Miento. En el cine nunca aplaudo. Sería un desperdicio de energía. ¿A quién iría dirigido ese aplauso?, ¿a la pantalla, un ser inanimado?, ¿al proyeccionista, que ni estará ahí? No.
Lo que más me sorprende es que Django desencadenado me gustase incluso después de haber entrado en la sala del cine casi sobrio y con unas expectativas altísimas, porque, como bien sabéis, las expectativas, como las liendres, cuanto más grandes, más miedo dan. Sin embargo, desde el día en que Quentin Tarantino anunció que su próxima cinta sería un western, he estado sin cagar de la emoción. Esto último es estrictamente cierto. Podéis buscarme en el libro Guinness de los récords. Salgo en uno de los apéndices.

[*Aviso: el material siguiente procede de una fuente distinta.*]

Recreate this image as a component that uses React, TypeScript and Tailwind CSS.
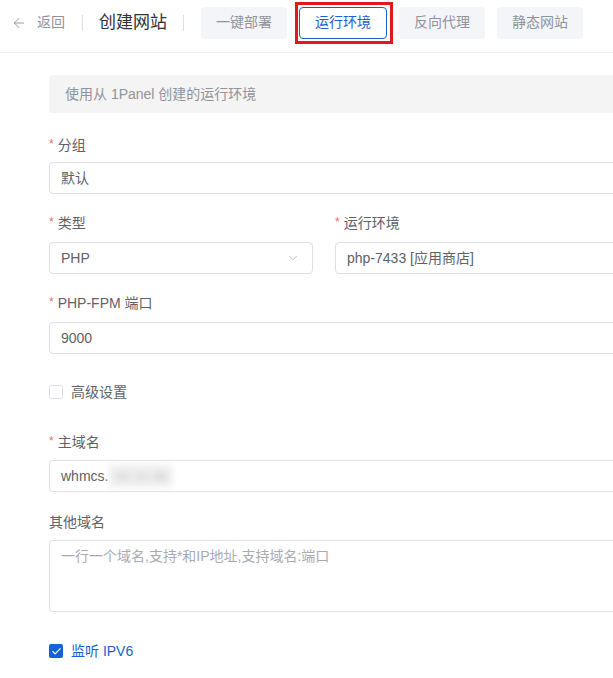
import { ArrowLeft, ChevronDown, Check } from "lucide-react";

const font = { fontFamily: '"Liberation Sans", "Noto Sans CJK SC", sans-serif' };

function Label({ text, required = true }: { text: string; required?: boolean }) {
  return (
    <div className="h-[22px] flex items-center text-[14px] text-[#606266] leading-[22px]">
      {required && <span className="text-[#f56c6c] text-[12px] mr-[4px] -mt-[3px]">*</span>}
      {text}
    </div>
  );
}

function Input({ value, className = "" }: { value?: React.ReactNode; className?: string }) {
  return (
    <div
      className={`h-[32px] border border-[#dcdfe6] rounded-[4px] flex items-center px-[11px] text-[14px] text-[#606266] bg-white ${className}`}
    >
      {value}
    </div>
  );
}

const tabs = ["一键部署", "运行环境", "反向代理", "静态网站"];

export default function App() {
  return (
    <div className="w-[613px] h-[678px] overflow-hidden bg-white" style={font}>
      {/* header */}
      <div className="h-[53px] border-b border-[#ebeef5] flex items-center pl-[11px] pb-[7px]">
        <ArrowLeft size={16} strokeWidth={1.4} className="text-[#909399]" />
        <span className="ml-[10px] text-[14px] text-[#909399]">返回</span>
        <div className="w-px h-[16px] bg-[#dcdfe6] ml-[17px]" />
        <span className="ml-[16px] text-[17px] text-[#303133]">创建网站</span>
        <div className="w-px h-[16px] bg-[#dcdfe6] ml-[16px]" />
        <div className="flex items-center gap-[12px] ml-[17px]">
          {tabs.map((t) =>
            t === "运行环境" ? (
              <div key={t} className="relative">
                <div className="w-[88px] h-[32px] rounded-[4px] border border-[#1c5fce] bg-white text-[#1c5fce] text-[14px] flex items-center justify-center">
                  {t}
                </div>
                <div className="absolute -left-[4px] -right-[6px] -top-[5px] -bottom-[5px] border-[3px] border-[#e5171c] pointer-events-none" />
              </div>
            ) : (
              <div
                key={t}
                className="w-[86px] h-[32px] rounded-[4px] bg-[#f4f5f9] text-[#909399] text-[14px] flex items-center justify-center"
              >
                {t}
              </div>
            )
          )}
        </div>
      </div>

      {/* form */}
      <div className="pl-[49px] pt-[22px] w-[640px]">
        <div className="h-[38px] bg-[#f4f4f5] rounded-[4px] flex items-center px-[16px] text-[14px] text-[#909399]">
          使用从 1Panel 创建的运行环境
        </div>

        <div className="mt-[21px]">
          <Label text="分组" />
          <Input value="默认" className="mt-[6px]" />
        </div>

        <div className="mt-[18px] grid grid-cols-[264px_1fr] gap-x-[22px]">
          <div>
            <Label text="类型" />
            <Input
              className="mt-[8px] justify-between"
              value={
                <>
                  <span>PHP</span>
                  <ChevronDown size={14} strokeWidth={1.3} className="text-[#a8abb2] mr-[1px]" />
                </>
              }
            />
          </div>
          <div>
            <Label text="运行环境" />
            <Input className="mt-[8px]" value="php-7433 [应用商店]" />
          </div>
        </div>

        <div className="mt-[18px]">
          <Label text="PHP-FPM 端口" />
          <Input value="9000" className="mt-[8px]" />
        </div>

        <div className="mt-[27px] h-[22px] flex items-center">
          <div className="w-[14px] h-[14px] border border-[#dcdfe6] rounded-[2px] bg-white" />
          <span className="ml-[8px] text-[14px] text-[#606266]">高级设置</span>
        </div>

        <div className="mt-[28px]">
          <Label text="主域名" />
          <Input
            className="mt-[7px]"
            value={
              <>
                <span>whmcs.</span>
                <span className="ml-[1px] w-[63px] h-[22px] bg-[#eeeeee] blur-[3px] flex items-center justify-around px-[4px]">
                  <span className="w-[14px] h-[7px] bg-[#dfdfdf]" />
                  <span className="w-[14px] h-[7px] bg-[#e2e2e2]" />
                  <span className="w-[12px] h-[7px] bg-[#dadada]" />
                </span>
              </>
            }
          />
        </div>

        <div className="mt-[19px]">
          <Label text="其他域名" required={false} />
          <div className="mt-[7px] h-[72px] border border-[#dcdfe6] rounded-[4px] px-[11px] pt-[4px] text-[14px] leading-[22px] text-[#a8abb2]">
            一行一个域名,支持*和IP地址,支持域名:端口
          </div>
        </div>

        <div className="mt-[28px] h-[22px] flex items-center">
          <div className="w-[14px] h-[14px] rounded-[2px] bg-[#1561d6] flex items-center justify-center">
            <Check size={11} strokeWidth={2.5} className="text-white" />
          </div>
          <span className="ml-[8px] text-[14px] text-[#1c5fce]">监听 IPV6</span>
        </div>
      </div>
    </div>
  );
}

Pero tampoco me malinterpretéis. No creo que Tarantino convierta en oro todo lo que toca. Dentro de lo bien rodadas que están y aunque no me disgustan en absoluto, Jackie Brown y Malditos bastardos se me hacen largas. Sin embargo, sigo sin poner en duda que este cabezabuque oriundo de Knoxville sea un gran cineasta y aun mayor cinéfilo, y si algo se le da bien aparte de parecerse a un tumor grotesco, es reflejar los caracteres troncales de un género cinematográfico al tiempo que les aporta un toque personal. Hay quienes dicen que Tarantino se limita a homenajear o copiar películas antiguas y que se ha convertido en un maestro del refrito, pero la ignorancia es el pan nuestro de cada día, y lo cierto es que Tarantino experimenta y juega con el cine y casi siempre obtiene excelentes resultados. Este es uno de esos casos.